Sun. Mar 8th, 2026

In Battle River–Crowfoot, a Quiet Divide Between Local Support and National Media Tone

As the Battle River–Crowfoot by-election enters its final stretch ahead of the August 18 vote, a quiet but powerful divide has emerged, not between candidates, but between the lived political reality in the riding and the story being told.

Pierre Poilievre, contesting the seat vacated by Damien Kurek, remains the frontrunner. The energy is unmistakable. Yet, scroll through national headlines, and the tone shifts into something else entirely.

The current language of national political journalism does not reflect the momentum being witnessed here. While local activity intensifies by the day, coverage continues to reduce the by-election to a procedural matter or, at best, a second-chance trial for a leader they’ve already written off. The name Poilievre is often avoided in headlines. When mentioned, it’s as a man attempting to stay relevant in a rural district, rather than as the leader of the official Opposition whose national polling numbers had reached 42–43 per cent before the last election, a level not seen in years by any Conservative leader.

That rise was not an illusion. It was the result of months of cross-country town halls, clear messaging, and grassroots organizing. The Conservative Party, under Poilievre, had consolidated support and was poised to form government. But the spring election turned sharply after a realignment of strategies: coordinated criticism, an unprecedented ballot stunt in Carleton, and the sudden elevation of Mark Carney into the Liberal spotlight. The Conservatives lost narrowly. 

Understanding the Incentives

The shift in tone isn’t accidental. It reflects deeper structural incentives. What gets highlighted, what gets downplayed, and what gets excluded altogether often follows a clear pattern. Criticism of Poilievre is consistently framed in terms of style. His communication is labelled “combative,” “divisive,” or “populist.” However, the policy debates behind that tone, whether around affordability, regulation, crime, or border control, are rarely unpacked.

A second electoral setback would affirm the same narratives and provide closure to months of editorial speculation. A win, however, would unravel that script and raise uncomfortable questions about the fairness and integrity of how the last campaign unfolded.

What Isn’t Being Said

Once again, the ballot has become a weapon. In Battle River–Crowfoot, voters will face a list of 214 candidates, a number so excessive that the ballot itself stretches for metres. Officially, it’s framed as democracy in action. In reality, it’s a rerun of what happened in Carleton just months ago, when 89 names were used to flood the ballot, bury Pierre Poilievre’s position, and fracture the vote.

It’s a legal manoeuvre, but one that raises serious ethical and institutional questions.
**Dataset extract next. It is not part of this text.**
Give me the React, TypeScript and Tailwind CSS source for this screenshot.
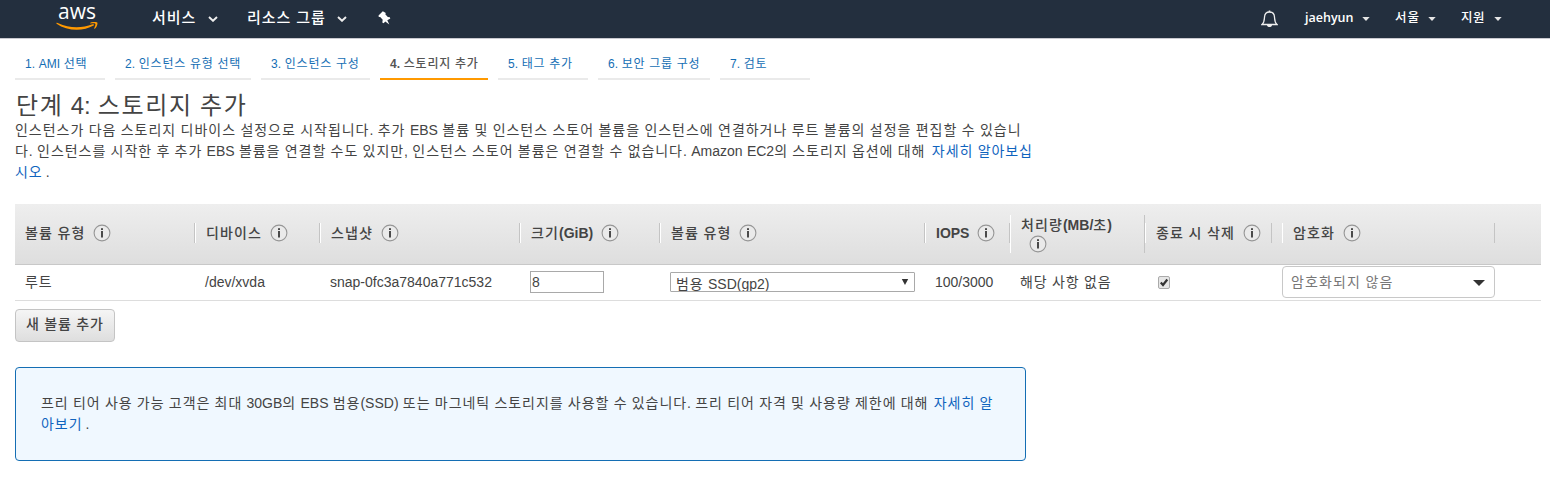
import type { ReactNode } from "react";

/** Spaces out Hangul a little while Latin letters, digits and punctuation keep their natural pitch. */
function Ko({ children, className = "tracking-[0.95px] [word-spacing:-0.5px]" }: { children: string; className?: string }) {
  return (
    <span className={className}>
      {children.split(/([!-~]+)/).map((part, i) => (i % 2 ? <span key={i} className="tracking-normal">{part}</span> : part))}
    </span>
  );
}

function Info() {
  return (
    <svg className="block h-[18px] w-[18px] shrink-0" viewBox="0 0 18 18">
      <circle cx="9" cy="9" r="7.900" fill="#eaeaea" stroke="#969696" strokeWidth="1.100" />
      <rect x="8" y="4.200" width="2" height="1.800" fill="#4a4a4a" />
      <rect x="8" y="7" width="2" height="6.500" fill="#4a4a4a" />
    </svg>
  );
}

function AwsLogo() {
  return (
    <div className="flex w-[42px] flex-col items-center">
      <span className="h-[22px] font-['Open_Sans'] text-[21px] leading-[23px] font-medium">aws</span>
      <svg className="block h-[9px] w-[42px]" viewBox="0 0 42 9">
        <path d="M0.300 1 C1 0.400 1.500 0.700 2.300 1.200 C13 6.300 26 6.300 36.500 2.300 C37.800 1.800 38.800 2.800 37.600 3.600 C27 9.800 11 9.200 0.600 1.800 Z" fill="#ff9900" />
        <path d="M34 0.900 C36 -0.400 40.500 -0.300 41.300 0.500 C41.900 1.800 40.800 5.200 38.800 6.700 C38.300 7 38 6.700 38.200 6.200 C39 4.200 39.800 2.300 39.300 1.700 C38.600 1.100 36.500 1.300 34.500 1.500 Z" fill="#ff9900" />
      </svg>
    </div>
  );
}

function Chevron() {
  return (
    <svg className="mt-[2px] block h-[6px] w-[10px]" viewBox="0 0 10 6">
      <path d="M1 1 L5 4.800 L9 1" fill="none" stroke="#eee" strokeWidth="1.900" />
    </svg>
  );
}

function Caret() {
  return (
    <svg className="block h-[4px] w-[8px]" viewBox="0 0 8 4">
      <path d="M0.300 0 H7.700 L4 4 Z" fill="#e5e5e5" />
    </svg>
  );
}

function Tab({ children, heading, className }: { children: string; heading?: ReactNode; className: string }) {
  return (
    <li className={`h-[32px] border-b-2 pl-[10px] text-[12px] leading-[32px] whitespace-nowrap ${className}`}>
      {heading}
      <Ko className="tracking-[0.85px] [word-spacing:-0.5px]">{children}</Ko>
    </li>
  );
}

function Head({ label, className }: { label: string; className: string }) {
  return (
    <div className={`flex h-5 shrink-0 items-center gap-[8px] whitespace-nowrap border-r border-r-[#c4c4c4] pl-[10px] ${className}`}>
      <Label text={label} />
      <Info />
    </div>
  );
}

function Label({ text }: { text: string }) {
  return (
    <span className="font-medium tracking-[1.1px] [word-spacing:-0.5px]">
      {text.split(/([!-~]+)/).map((part, i) => (i % 2 ? <b key={i} className="font-bold tracking-normal">{part}</b> : part))}
    </span>
  );
}

export default function App() {
  return (
    <div className="h-[484px] w-[1550px] overflow-hidden bg-white font-['Liberation_Sans','Noto_Sans_CJK_KR',sans-serif] text-[14px] text-[#444]">
      <header className="flex h-[39px] border-b border-[#c9c9cf] bg-[#232f3e] text-white">
        <div className="ml-[56px]"><AwsLogo /></div>
        <nav className="flex h-[35px] items-center font-['Open_Sans','Noto_Sans_CJK_KR',sans-serif] text-[15px] font-medium tracking-[1px]">
          <span className="ml-[54px] w-[56px] whitespace-nowrap">서비스</span>
          <Chevron />
          <span className="ml-[29px] w-[90px] whitespace-nowrap">리소스 그룹</span>
          <Chevron />
        </nav>
        <svg className="mt-[11px] ml-[31px] h-[14px] w-[13px]" viewBox="0 0 13 14">
          <path d="M4.800 0.300 L7.800 2 L7.300 3.200 L9.800 6 L11.800 6.200 L12.300 7.600 L9.300 9.300 L11.300 13.600 L7.300 10.400 L5.600 12.200 L4.300 11.600 L4.700 8.800 L2.200 6 L0.800 6 L0.500 4.600 Z" fill="#fff" />
        </svg>
        <div className="flex-1" />
        <svg className="mt-[10px] h-[18px] w-[17px]" viewBox="0 0 17 18">
          <path d="M1 14.500 C3.500 12.500 3.300 10 3.500 7 C3.700 3.800 5.700 2 8.500 2 C11.300 2 13.300 3.800 13.500 7 C13.700 10 13.500 12.500 16 14.500 Z" fill="none" stroke="#eee" strokeWidth="1.300" />
          <path d="M7.700 0.500 h1.600 v1.500 h-1.600 Z M6 15 H11 C11 17.800 6 17.800 6 15 Z" fill="#eee" />
        </svg>
        <nav className="flex h-[37px] w-[272px] items-center font-['Open_Sans','Noto_Sans_CJK_KR',sans-serif] text-[12.500px] font-semibold">
          <span className="ml-[27px] w-[57px]">jaehyun</span><Caret />
          <span className="ml-[25px] w-[33px] font-medium tracking-[0.9px] whitespace-nowrap">서울</span><Caret />
          <span className="ml-[25px] w-[33px] font-medium tracking-[0.6px] whitespace-nowrap">지원</span><Caret />
        </nav>
      </header>

      <main className="pl-[15px]">
        <ol className="flex gap-[10px] pt-[9px] text-[#146eb4]">
          <Tab className="w-[90px] border-[#eaeaea]">1. AMI 선택</Tab>
          <Tab className="w-[136px] border-[#eaeaea]">2. 인스턴스 유형 선택</Tab>
          <Tab className="w-[109px] border-[#eaeaea]">3. 인스턴스 구성</Tab>
          <Tab className="w-[108px] border-[#ff9900] font-medium text-[#555]" heading={<b>4.</b>}> 스토리지 추가</Tab>
          <Tab className="w-[90px] border-[#eaeaea]">5. 태그 추가</Tab>
          <Tab className="w-[112px] border-[#eaeaea]">6. 보안 그룹 구성</Tab>
          <Tab className="w-[90px] border-[#eaeaea]">7. 검토</Tab>
        </ol>

        <h1 className="mt-[12px] h-[28px] pl-[1px] text-[24px] leading-[28px] whitespace-nowrap">
          <Ko className="tracking-[1.7px] [word-spacing:-1.3px]">단계 4: 스토리지 추가</Ko>
        </h1>
        <div className="h-[84px] leading-[21px] whitespace-nowrap">
          <p><Ko className="tracking-[0.97px] [word-spacing:-0.45px]">인스턴스가 다음 스토리지 디바이스 설정으로 시작됩니다. 추가 EBS 볼륨 및 인스턴스 스토어 볼륨을 인스턴스에 연결하거나 루트 볼륨의 설정을 편집할 수 있습니</Ko></p>
          <p><Ko>다. 인스턴스를 시작한 후 추가 EBS 볼륨을 연결할 수도 있지만, 인스턴스 스토어 볼륨은 연결할 수 없습니다. Amazon EC2의 스토리지 옵션에 대해 </Ko><a className="ml-[2px] text-[#0f64be]"><Ko>자세히 알아보십</Ko></a></p>
          <p><a className="text-[#0f64be]"><Ko>시오</Ko></a><span className="ml-[3px]">.</span></p>
        </div>

        <section className="w-[1526px]">
          <div className="flex h-[61px] items-center border-b border-[#c8c8c8] bg-linear-to-b from-[#eeeeee] to-[#dedede] pb-[2px]">
            <Head label="볼륨 유형" className="w-[180px]" />
            <Head label="디바이스" className="w-[125px] border-l border-l-white" />
            <Head label="스냅샷" className="w-[200px] border-l border-l-white" />
            <Head label="크기(GiB)" className="w-[140px] border-l border-l-white" />
            <Head label="볼륨 유형" className="w-[265px] border-l border-l-white" />
            <Head label="IOPS" className="w-[85px] border-l border-l-white" />
            <div className="mt-[1px] flex h-[38px] w-[135px] shrink-0 flex-col border-r border-l border-r-[#c4c4c4] border-l-white pl-[10px]">
              <span className="h-5 leading-[20px] whitespace-nowrap"><Label text="처리량(MB/초)" /></span>
              <div className="pl-[8px]"><Info /></div>
            </div>
            <Head label="종료 시 삭제" className="w-[127px] border-l border-l-white" />
            <Head label="암호화" className="ml-[10px] w-[213px] border-l border-l-white" />
          </div>
          <div className="flex h-[36px] items-center border-b border-[#ddd] whitespace-nowrap">
            <div className="w-[180px] pl-[10px]"><Ko>루트</Ko></div>
            <div className="w-[125px] pl-[10px]">/dev/xvda</div>
            <div className="w-[195px] pl-[10px]">snap-0fc3a7840a771c532</div>
            <div className="w-[140px] pb-[2px] pl-[15px]"><div className="h-[22px] w-[74px] border border-[#a9a9a9] pl-[1px] leading-[21px]">8</div></div>
            <div className="w-[265px] pb-[1px] pl-[15px]">
              <div className="flex h-5 w-[245px] justify-between overflow-hidden rounded-[1px] border border-[#a9a9a9] pr-[5px] pl-[5px] leading-[22px]">
                <Ko>범용 SSD(gp2)</Ko>
                <svg className="mt-[6px] h-[6px] w-[8px]" viewBox="0 0 8 6"><path d="M0.800 0 H7.200 L4 6 Z" fill="#333" /></svg>
              </div>
            </div>
            <div className="w-[100px] pl-[15px]">100/3000</div>
            <div className="w-[138px]"><Ko>해당 사항 없음</Ko></div>
            <div className="w-[124px]">
              <svg className="block h-[13px] w-[12px]" viewBox="0 0 12 13"><rect x="0.500" y="0.500" width="11" height="12" rx="1.500" fill="#e6e6e6" stroke="#aaa" /><path d="M2.800 6.500 L5 9 L9.300 3.500" fill="none" stroke="#333" strokeWidth="2.200" /></svg>
            </div>
            <div className="mb-[2px] flex h-[32px] w-[213px] items-center justify-between rounded-[4px] border border-[#c8c8c8] pr-[9px] pl-[8px] leading-[22px] text-[#777]">
              <Ko className="pt-[1px] tracking-[1.1px] [word-spacing:-0.4px]">암호화되지 않음</Ko>
              <svg className="mt-[2px] h-[6px] w-[12px]" viewBox="0 0 12 6"><path d="M0 0 H12 L6 6 Z" fill="#333" /></svg>
            </div>
          </div>
        </section>

        <button className="mt-[8px] block h-[33px] w-[100px] rounded-[4px] border border-[#c4c4c4] bg-linear-to-b from-[#f5f5f5] to-[#dedede] pb-[2px] font-medium whitespace-nowrap"><Ko>새 볼륨 추가</Ko></button>

        <aside className="mt-[25px] h-[94px] w-[1011px] rounded-[4px] border border-[#146eb4] bg-[#f0f8ff] pt-[25px] pl-[25px] leading-[21px] whitespace-nowrap">
          <p><Ko className="tracking-[0.95px] [word-spacing:-0.55px]">프리 티어 사용 가능 고객은 최대 30GB의 EBS 범용(SSD) 또는 마그네틱 스토리지를 사용할 수 있습니다. 프리 티어 자격 및 사용량 제한에 대해 </Ko><a className="ml-[1px] text-[#0f64be]"><Ko>자세히 알</Ko></a></p>
          <p><a className="text-[#0f64be]"><Ko>아보기</Ko></a><span className="ml-[3px]">.</span></p>
        </aside>
      </main>
    </div>
  );
}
This isn’t just a rural campaign. It is an act of political correction. And while it is playing out in full view, much of the coverage treats it as a side note. There is little interest in asking why the leader of the Opposition is returning through a by-election. Even less in examining what the campaign’s intensity might mean beyond the riding’s boundaries.

Avoiding the Polarization Frame

National commentary has also leaned heavily into surface-level comparisons: Carney’s calm vs. Poilievre’s fire, institutional poise vs. grassroots challenge. But there is little attempt to explore the broader meaning of those contrasts, or how each figure reflects a different model of leadership.

Avoiding deeper analysis helps maintain a narrow narrative and avoids engaging with uncomfortable divides, especially the widening political and cultural gap between urban cores and rural regions. The net result is a kind of silence. Not an absence of coverage, but a refusal to engage with the real questions this by-election raises.

From Here, the Divide Is Obvious

Being on the ground tells a different story. The campaign isn’t struggling, it’s accelerating. The momentum isn’t fading, it’s sharpening. The tone isn’t angry, it’s determined.

Whatever the final numbers show, the larger point has already been made. The gap between what’s happening here and what’s being said about it will remain a defining issue, not just for this riding, but for Canadian democracy.